REQUEST:
Omit every picture and return the rest of the data unaltered.

── DATASET EXCERPT ──

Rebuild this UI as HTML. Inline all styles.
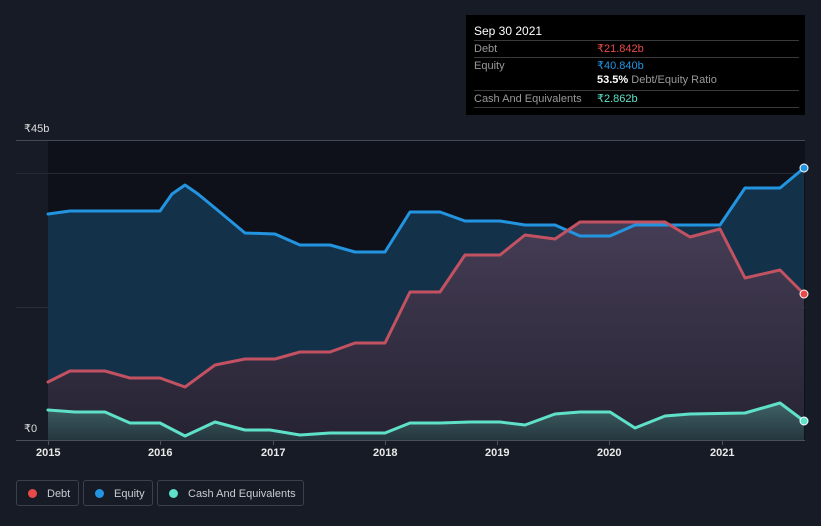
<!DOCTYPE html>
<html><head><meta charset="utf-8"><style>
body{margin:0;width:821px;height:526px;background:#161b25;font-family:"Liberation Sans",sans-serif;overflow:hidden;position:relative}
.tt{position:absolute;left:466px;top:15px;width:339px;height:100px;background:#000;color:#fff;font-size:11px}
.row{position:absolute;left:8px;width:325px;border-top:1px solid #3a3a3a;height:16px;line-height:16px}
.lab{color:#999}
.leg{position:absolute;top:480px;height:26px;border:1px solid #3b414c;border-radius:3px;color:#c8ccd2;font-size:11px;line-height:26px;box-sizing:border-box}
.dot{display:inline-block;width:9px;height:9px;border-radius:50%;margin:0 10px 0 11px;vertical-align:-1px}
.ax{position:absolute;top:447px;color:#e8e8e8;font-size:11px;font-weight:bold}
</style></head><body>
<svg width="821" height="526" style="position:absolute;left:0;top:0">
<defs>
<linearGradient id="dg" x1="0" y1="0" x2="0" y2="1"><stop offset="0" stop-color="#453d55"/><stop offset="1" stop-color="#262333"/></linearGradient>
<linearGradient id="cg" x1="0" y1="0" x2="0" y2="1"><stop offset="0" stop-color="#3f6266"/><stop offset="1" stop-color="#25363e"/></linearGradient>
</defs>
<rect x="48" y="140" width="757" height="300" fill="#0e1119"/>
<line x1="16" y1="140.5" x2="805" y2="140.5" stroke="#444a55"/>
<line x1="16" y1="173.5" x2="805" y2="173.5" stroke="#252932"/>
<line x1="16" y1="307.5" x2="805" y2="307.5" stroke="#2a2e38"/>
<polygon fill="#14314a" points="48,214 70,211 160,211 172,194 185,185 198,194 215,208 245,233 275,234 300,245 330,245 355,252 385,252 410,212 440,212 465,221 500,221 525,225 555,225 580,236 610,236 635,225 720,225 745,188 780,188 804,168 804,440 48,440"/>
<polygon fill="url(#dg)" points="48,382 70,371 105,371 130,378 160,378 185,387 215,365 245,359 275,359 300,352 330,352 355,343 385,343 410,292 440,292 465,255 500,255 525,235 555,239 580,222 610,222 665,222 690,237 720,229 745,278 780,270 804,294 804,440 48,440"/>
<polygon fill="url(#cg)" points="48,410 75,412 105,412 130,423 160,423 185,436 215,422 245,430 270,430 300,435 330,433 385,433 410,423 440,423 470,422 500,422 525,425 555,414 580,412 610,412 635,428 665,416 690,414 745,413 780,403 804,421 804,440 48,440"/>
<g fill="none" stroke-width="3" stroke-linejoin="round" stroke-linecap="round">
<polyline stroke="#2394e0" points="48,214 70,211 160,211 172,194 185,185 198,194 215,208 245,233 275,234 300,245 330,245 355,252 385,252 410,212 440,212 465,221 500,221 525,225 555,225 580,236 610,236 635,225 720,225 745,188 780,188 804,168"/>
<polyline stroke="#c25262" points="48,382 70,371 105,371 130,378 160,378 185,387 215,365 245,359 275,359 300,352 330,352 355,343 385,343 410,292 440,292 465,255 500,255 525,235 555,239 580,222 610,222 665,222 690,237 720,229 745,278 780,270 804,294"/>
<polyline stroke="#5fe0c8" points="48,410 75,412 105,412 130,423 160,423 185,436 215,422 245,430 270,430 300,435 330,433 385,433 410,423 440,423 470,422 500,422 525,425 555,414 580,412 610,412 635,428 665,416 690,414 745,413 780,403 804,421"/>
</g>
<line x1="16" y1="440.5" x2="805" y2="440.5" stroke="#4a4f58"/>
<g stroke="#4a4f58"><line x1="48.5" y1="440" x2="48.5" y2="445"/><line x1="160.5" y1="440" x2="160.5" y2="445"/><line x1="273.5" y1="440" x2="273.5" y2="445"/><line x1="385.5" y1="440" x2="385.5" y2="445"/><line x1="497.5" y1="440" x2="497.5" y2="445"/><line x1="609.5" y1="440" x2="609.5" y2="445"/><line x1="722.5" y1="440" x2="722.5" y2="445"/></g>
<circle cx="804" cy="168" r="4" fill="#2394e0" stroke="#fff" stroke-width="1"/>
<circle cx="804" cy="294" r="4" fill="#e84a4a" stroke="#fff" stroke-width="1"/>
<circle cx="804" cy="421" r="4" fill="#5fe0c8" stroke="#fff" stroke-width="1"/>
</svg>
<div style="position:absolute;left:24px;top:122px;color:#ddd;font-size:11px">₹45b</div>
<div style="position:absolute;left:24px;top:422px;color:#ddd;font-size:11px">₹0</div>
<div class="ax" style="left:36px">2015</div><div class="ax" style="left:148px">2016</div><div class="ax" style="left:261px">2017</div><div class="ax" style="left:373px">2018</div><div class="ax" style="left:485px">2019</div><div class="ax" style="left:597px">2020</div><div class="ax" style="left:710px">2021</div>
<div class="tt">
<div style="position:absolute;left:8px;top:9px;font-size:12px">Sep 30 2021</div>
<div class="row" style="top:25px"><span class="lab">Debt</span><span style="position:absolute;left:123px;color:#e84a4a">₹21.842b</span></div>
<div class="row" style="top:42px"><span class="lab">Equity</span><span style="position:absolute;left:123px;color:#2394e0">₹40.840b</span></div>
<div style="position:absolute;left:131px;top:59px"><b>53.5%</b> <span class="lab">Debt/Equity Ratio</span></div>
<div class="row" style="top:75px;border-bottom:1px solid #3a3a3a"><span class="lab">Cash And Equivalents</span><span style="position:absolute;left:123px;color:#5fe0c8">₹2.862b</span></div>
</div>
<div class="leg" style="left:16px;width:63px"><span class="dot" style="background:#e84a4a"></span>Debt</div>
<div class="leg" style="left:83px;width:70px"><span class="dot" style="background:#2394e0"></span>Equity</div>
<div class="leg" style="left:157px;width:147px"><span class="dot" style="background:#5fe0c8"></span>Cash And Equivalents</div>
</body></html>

───

COMPLETE OUTPUT:
Rebuild this UI as HTML. Inline all styles.
<!DOCTYPE html>
<html><head><meta charset="utf-8"><style>
body{margin:0;width:821px;height:526px;background:#161b25;font-family:"Liberation Sans",sans-serif;overflow:hidden;position:relative}
.tt{position:absolute;left:466px;top:15px;width:339px;height:100px;background:#000;color:#fff;font-size:11px}
.row{position:absolute;left:8px;width:325px;border-top:1px solid #3a3a3a;height:16px;line-height:16px}
.lab{color:#999}
.leg{position:absolute;top:480px;height:26px;border:1px solid #3b414c;border-radius:3px;color:#c8ccd2;font-size:11px;line-height:26px;box-sizing:border-box}
.dot{display:inline-block;width:9px;height:9px;border-radius:50%;margin:0 10px 0 11px;vertical-align:-1px}
.ax{position:absolute;top:447px;color:#e8e8e8;font-size:11px;font-weight:bold}
</style></head><body>
<svg width="821" height="526" style="position:absolute;left:0;top:0">
<defs>
<linearGradient id="dg" x1="0" y1="0" x2="0" y2="1"><stop offset="0" stop-color="#453d55"/><stop offset="1" stop-color="#262333"/></linearGradient>
<linearGradient id="cg" x1="0" y1="0" x2="0" y2="1"><stop offset="0" stop-color="#3f6266"/><stop offset="1" stop-color="#25363e"/></linearGradient>
</defs>
<rect x="48" y="140" width="757" height="300" fill="#0e1119"/>
<line x1="16" y1="140.5" x2="805" y2="140.5" stroke="#444a55"/>
<line x1="16" y1="173.5" x2="805" y2="173.5" stroke="#252932"/>
<line x1="16" y1="307.5" x2="805" y2="307.5" stroke="#2a2e38"/>
<polygon fill="#14314a" points="48,214 70,211 160,211 172,194 185,185 198,194 215,208 245,233 275,234 300,245 330,245 355,252 385,252 410,212 440,212 465,221 500,221 525,225 555,225 580,236 610,236 635,225 720,225 745,188 780,188 804,168 804,440 48,440"/>
<polygon fill="url(#dg)" points="48,382 70,371 105,371 130,378 160,378 185,387 215,365 245,359 275,359 300,352 330,352 355,343 385,343 410,292 440,292 465,255 500,255 525,235 555,239 580,222 610,222 665,222 690,237 720,229 745,278 780,270 804,294 804,440 48,440"/>
<polygon fill="url(#cg)" points="48,410 75,412 105,412 130,423 160,423 185,436 215,422 245,430 270,430 300,435 330,433 385,433 410,423 440,423 470,422 500,422 525,425 555,414 580,412 610,412 635,428 665,416 690,414 745,413 780,403 804,421 804,440 48,440"/>
<g fill="none" stroke-width="3" stroke-linejoin="round" stroke-linecap="round">
<polyline stroke="#2394e0" points="48,214 70,211 160,211 172,194 185,185 198,194 215,208 245,233 275,234 300,245 330,245 355,252 385,252 410,212 440,212 465,221 500,221 525,225 555,225 580,236 610,236 635,225 720,225 745,188 780,188 804,168"/>
<polyline stroke="#c25262" points="48,382 70,371 105,371 130,378 160,378 185,387 215,365 245,359 275,359 300,352 330,352 355,343 385,343 410,292 440,292 465,255 500,255 525,235 555,239 580,222 610,222 665,222 690,237 720,229 745,278 780,270 804,294"/>
<polyline stroke="#5fe0c8" points="48,410 75,412 105,412 130,423 160,423 185,436 215,422 245,430 270,430 300,435 330,433 385,433 410,423 440,423 470,422 500,422 525,425 555,414 580,412 610,412 635,428 665,416 690,414 745,413 780,403 804,421"/>
</g>
<line x1="16" y1="440.5" x2="805" y2="440.5" stroke="#4a4f58"/>
<g stroke="#4a4f58"><line x1="48.5" y1="440" x2="48.5" y2="445"/><line x1="160.5" y1="440" x2="160.5" y2="445"/><line x1="273.5" y1="440" x2="273.5" y2="445"/><line x1="385.5" y1="440" x2="385.5" y2="445"/><line x1="497.5" y1="440" x2="497.5" y2="445"/><line x1="609.5" y1="440" x2="609.5" y2="445"/><line x1="722.5" y1="440" x2="722.5" y2="445"/></g>
<circle cx="804" cy="168" r="4" fill="#2394e0" stroke="#fff" stroke-width="1"/>
<circle cx="804" cy="294" r="4" fill="#e84a4a" stroke="#fff" stroke-width="1"/>
<circle cx="804" cy="421" r="4" fill="#5fe0c8" stroke="#fff" stroke-width="1"/>
</svg>
<div style="position:absolute;left:24px;top:122px;color:#ddd;font-size:11px">₹45b</div>
<div style="position:absolute;left:24px;top:422px;color:#ddd;font-size:11px">₹0</div>
<div class="ax" style="left:36px">2015</div><div class="ax" style="left:148px">2016</div><div class="ax" style="left:261px">2017</div><div class="ax" style="left:373px">2018</div><div class="ax" style="left:485px">2019</div><div class="ax" style="left:597px">2020</div><div class="ax" style="left:710px">2021</div>
<div class="tt">
<div style="position:absolute;left:8px;top:9px;font-size:12px">Sep 30 2021</div>
<div class="row" style="top:25px"><span class="lab">Debt</span><span style="position:absolute;left:123px;color:#e84a4a">₹21.842b</span></div>
<div class="row" style="top:42px"><span class="lab">Equity</span><span style="position:absolute;left:123px;color:#2394e0">₹40.840b</span></div>
<div style="position:absolute;left:131px;top:59px"><b>53.5%</b> <span class="lab">Debt/Equity Ratio</span></div>
<div class="row" style="top:75px;border-bottom:1px solid #3a3a3a"><span class="lab">Cash And Equivalents</span><span style="position:absolute;left:123px;color:#5fe0c8">₹2.862b</span></div>
</div>
<div class="leg" style="left:16px;width:63px"><span class="dot" style="background:#e84a4a"></span>Debt</div>
<div class="leg" style="left:83px;width:70px"><span class="dot" style="background:#2394e0"></span>Equity</div>
<div class="leg" style="left:157px;width:147px"><span class="dot" style="background:#5fe0c8"></span>Cash And Equivalents</div>
</body></html>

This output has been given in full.